The paper posits that the ability to constrain generation by scaling readout vectors in Larimar presents a promising, training-free opportunity for hallucination mitigation. This method's effectiveness hinges on its applicability to memory-augmented models and may not extend to architectures devoid of explicit memory mechanisms. Nonetheless, the significant improvements in accuracy and runtime efficiency underscore the potential for further research into geometry-inspired operations in LLM architectures.

Future work may explore optimizing scaling parameters and exploring adaptive scaling strategies across various datasets and model architectures.

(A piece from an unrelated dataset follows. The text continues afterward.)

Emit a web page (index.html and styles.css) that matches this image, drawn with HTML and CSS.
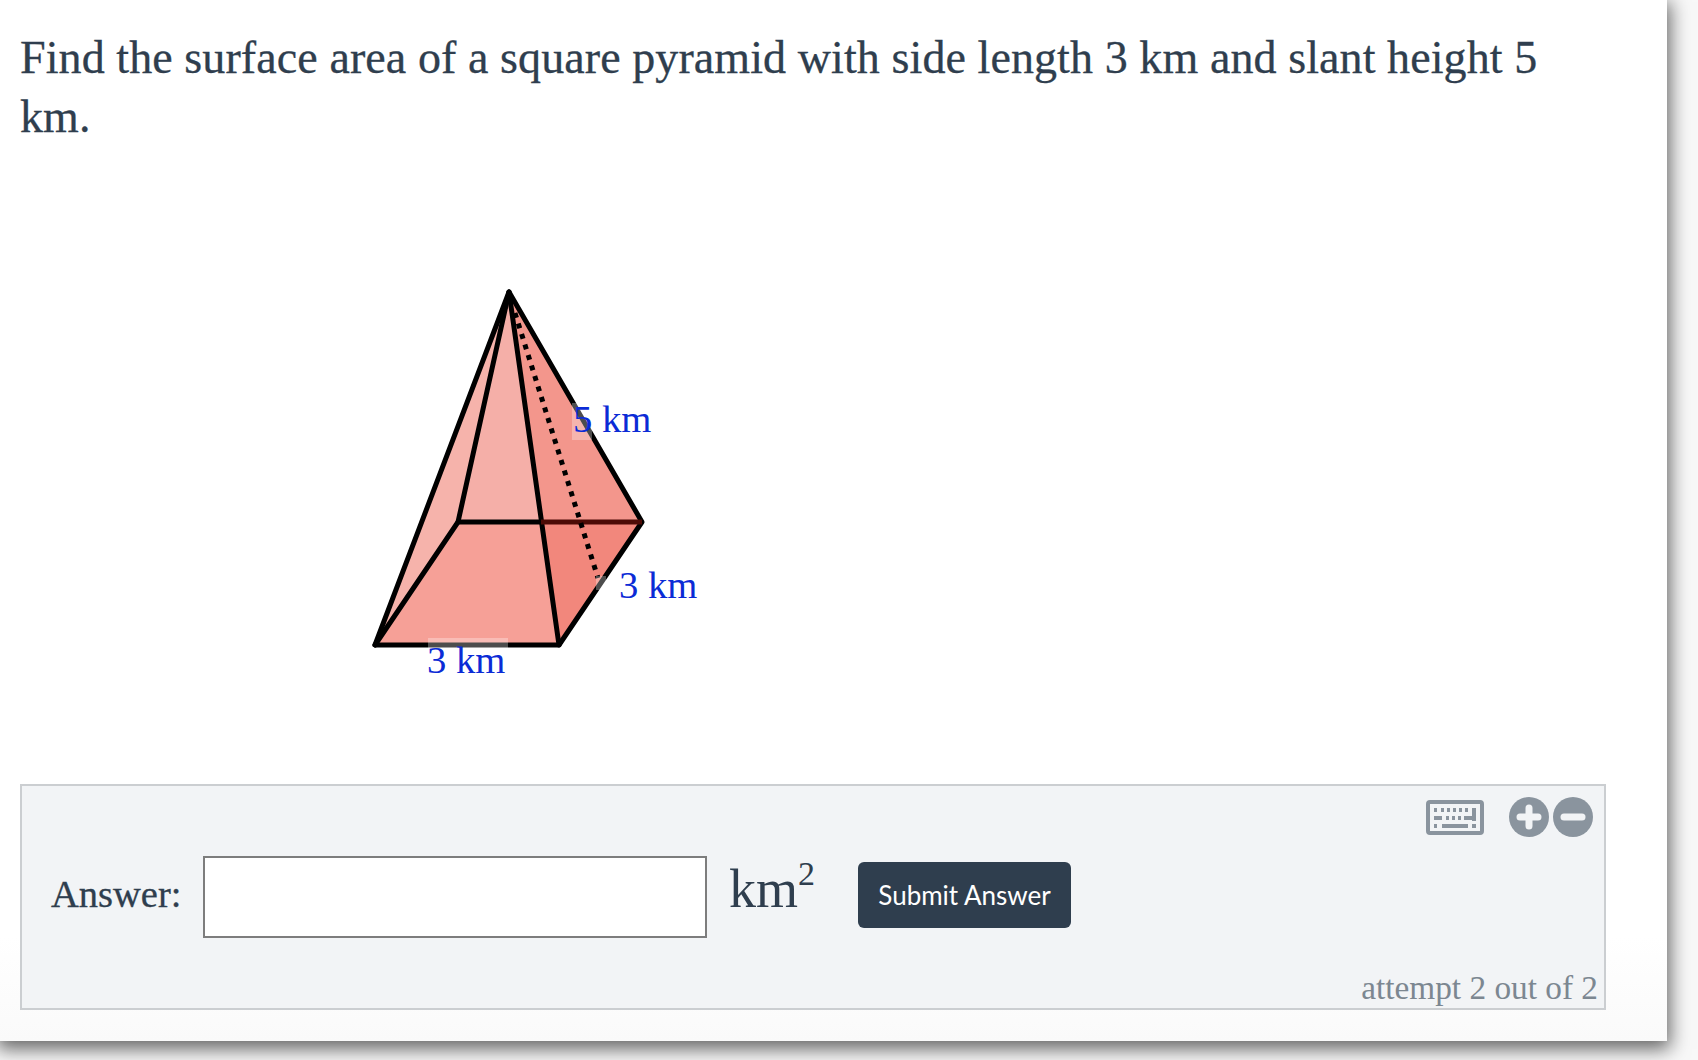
FILE: index.html
```html
<!DOCTYPE html>
<html lang="en">
<head>
  <meta charset="UTF-8" />
  <title>Square pyramid</title>
  <link rel="stylesheet" href="styles.css">
</head>
<body>
  <div class="card">
    <p class="question">Find the surface area of a square pyramid with side length 3 km and slant height 5 km.</p>

    <div class="figure">
      <svg class="pyramid" width="380" height="420" viewBox="340 270 380 420">
        <polygon points="509,292 375,645 458,522" fill="#f6b3ab" />
        <polygon points="509,292 458,522 541,522" fill="#f5afa8" />
        <polygon points="509,292 541,522 642,522" fill="#f3968c" />
        <polygon points="375,645 559,645 541,522 458,522" fill="#f6a097" />
        <polygon points="541,522 642,522 559,645" fill="#f2877c" />
        <g fill="none" stroke="#000" stroke-width="5" stroke-linejoin="round" stroke-linecap="round">
          <path d="M509 292 L375 645 L559 645 L642 522 L509 292" />
          <path d="M509 292 L458 522 L375 645" />
          <path d="M509 292 L559 645" />
          <path d="M458 522 L541 522" />
        </g>
        <path d="M541 522 L642 522" stroke="#4d0b06" stroke-width="5" />
        <path d="M515 313 L598 578" stroke="#000" stroke-width="5" stroke-dasharray="5 6" fill="none" />
        <rect x="572" y="403" width="20" height="37" fill="#fff" fill-opacity="0.3" />
        <rect x="428" y="638" width="80" height="37" fill="#fff" fill-opacity="0.3" />
        <rect x="596" y="576" width="10" height="14" fill="#fff" fill-opacity="0.3" />
        <text class="label" x="573" y="432">5 km</text>
        <text class="label" x="619" y="598">3 km</text>
        <text class="label" x="427" y="673">3 km</text>
      </svg>
    </div>

    <div class="panel">
      <div class="tools">
        <svg class="keyboard" width="58" height="35" viewBox="0 0 58 35">
          <rect x="2" y="2" width="54" height="31" rx="2" fill="none" stroke="#8a949e" stroke-width="4" />
          <g fill="#8a949e">
            <rect x="8" y="8" width="3" height="4" /><rect x="15" y="8" width="3" height="4" />
            <rect x="21" y="8" width="3" height="4" /><rect x="27" y="8" width="3" height="4" />
            <rect x="33" y="8" width="3" height="4" /><rect x="39" y="8" width="3" height="4" />
            <rect x="46" y="8" width="4" height="13" />
            <rect x="8" y="16" width="8" height="4" /><rect x="20" y="16" width="3" height="4" />
            <rect x="26" y="16" width="3" height="4" /><rect x="32" y="16" width="3" height="4" />
            <rect x="38" y="16" width="12" height="4" />
            <rect x="8" y="24" width="3" height="4" /><rect x="16" y="24" width="26" height="4" />
            <rect x="46" y="24" width="4" height="4" />
          </g>
        </svg>
        <div class="zoom-btns">
          <svg class="zoom-btn" width="40" height="40" viewBox="0 0 40 40">
            <circle cx="20" cy="20" r="20" fill="#8a949e" />
            <path d="M20 11 V29 M11 20 H29" stroke="#f2f4f6" stroke-width="7" stroke-linecap="round" />
          </svg>
          <svg class="zoom-btn" width="40" height="40" viewBox="0 0 40 40">
            <circle cx="20" cy="20" r="20" fill="#8a949e" />
            <path d="M11 20 H29" stroke="#f2f4f6" stroke-width="7" stroke-linecap="round" />
          </svg>
        </div>
      </div>

      <div class="answer-row">
        <label class="answer-label" for="answer">Answer:</label>
        <input class="answer-input" id="answer" type="text" />
        <span class="unit">km<sup>2</sup></span>
        <button class="submit" type="button">Submit Answer</button>
      </div>

      <div class="attempt">attempt 2 out of 2</div>
    </div>
  </div>
</body>
</html>
```

FILE: styles.css
```css
body {
  margin: 0;
  height: 1060px;
  overflow: hidden;
  background: #f8f8f8;
  font-family: "Liberation Serif", serif;
  color: #2f3e4e;
}
.card {
  width: 1667px;
  height: 1041px;
  box-sizing: border-box;
  padding: 28px 60px 0 20px;
  background: linear-gradient(#fff 90%, #fafafa);
  box-shadow: 0 5px 18px 3px rgba(0, 0, 0, 0.6);
}
.question {
  margin: 0;
  font-size: 46px;
  line-height: 59px;
  letter-spacing: 0.09px;
  -webkit-text-stroke: 0.3px #2f3e4e;
}
.figure {
  height: 638px;
}
.pyramid {
  display: block;
  margin-left: 320px;
  padding-top: 124px;
}
.label {
  font-family: "Liberation Serif", serif;
  font-size: 38.7px;
  fill: #0b2bd6;
}
.panel {
  width: 1586px;
  height: 226px;
  box-sizing: border-box;
  border: 2px solid #cbced1;
  background: #f2f4f6;
  display: flex;
  flex-direction: column;
}
.tools {
  display: flex;
  justify-content: flex-end;
  align-items: center;
  gap: 25px;
  padding: 11px 11px 0 0;
}
.zoom-btns {
  display: flex;
  gap: 4px;
}
.zoom-btn, .keyboard {
  display: block;
}
.answer-row {
  display: flex;
  align-items: center;
  padding: 19px 0 0 29px;
}
.answer-label {
  font-size: 38.5px;
  width: 152px;
  margin-bottom: 7px;
  -webkit-text-stroke: 0.3px #2f3e4e;
}
.answer-input {
  width: 504px;
  height: 82px;
  box-sizing: border-box;
  border: 2px solid #7d7d7d;
  background: #fff;
  padding: 0;
}
.unit {
  font-size: 54px;
  margin-left: 22px;
  width: 129px;
  margin-bottom: 16px;
}
.unit sup {
  font-size: 34px;
  line-height: 0;
  position: relative;
  top: -3px;
}
.submit {
  width: 213px;
  height: 66px;
  margin-bottom: 4px;
  border: none;
  border-radius: 6px;
  background: #2f3e4e;
  color: #fff;
  font-family: Lato, sans-serif;
  font-size: 26px;
  padding: 0;
}
.attempt {
  margin-top: auto;
  text-align: right;
  font-size: 33.3px;
  line-height: 40px;
  color: #7c8791;
  padding-right: 6px;
}
```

Additionally, extending this approach to other memory-augmented LLMs and expanding its usability across different language generation tasks could lead to broader applicability and enhanced performance in mitigating hallucinations.

References

Kollias, G., Das, P., Chaudhury, S. "Generation Constraint Scaling Can Mitigate Hallucination."
Das, P., et al. "Larimar: LLMs with episodic memory control." 2024.
Hartvigsen, T., Sankaranarayanan, S., Palangi, H., Kim, Y., Ghassemi, M. "Aging with grace: Lifelong model editing with discrete key-value adaptors." 2022.
Manakul, P., Liusie, A., Gales, M. "Selfcheckgpt: Zero-resource black-box hallucination detection for generative LLMs." 2023.

This paper elucidates a novel direction for mitigating hallucination in LLMs, advocating for simple, yet effective geometry-based methods that augment current approaches, offering both practical and theoretical advancements in AI research.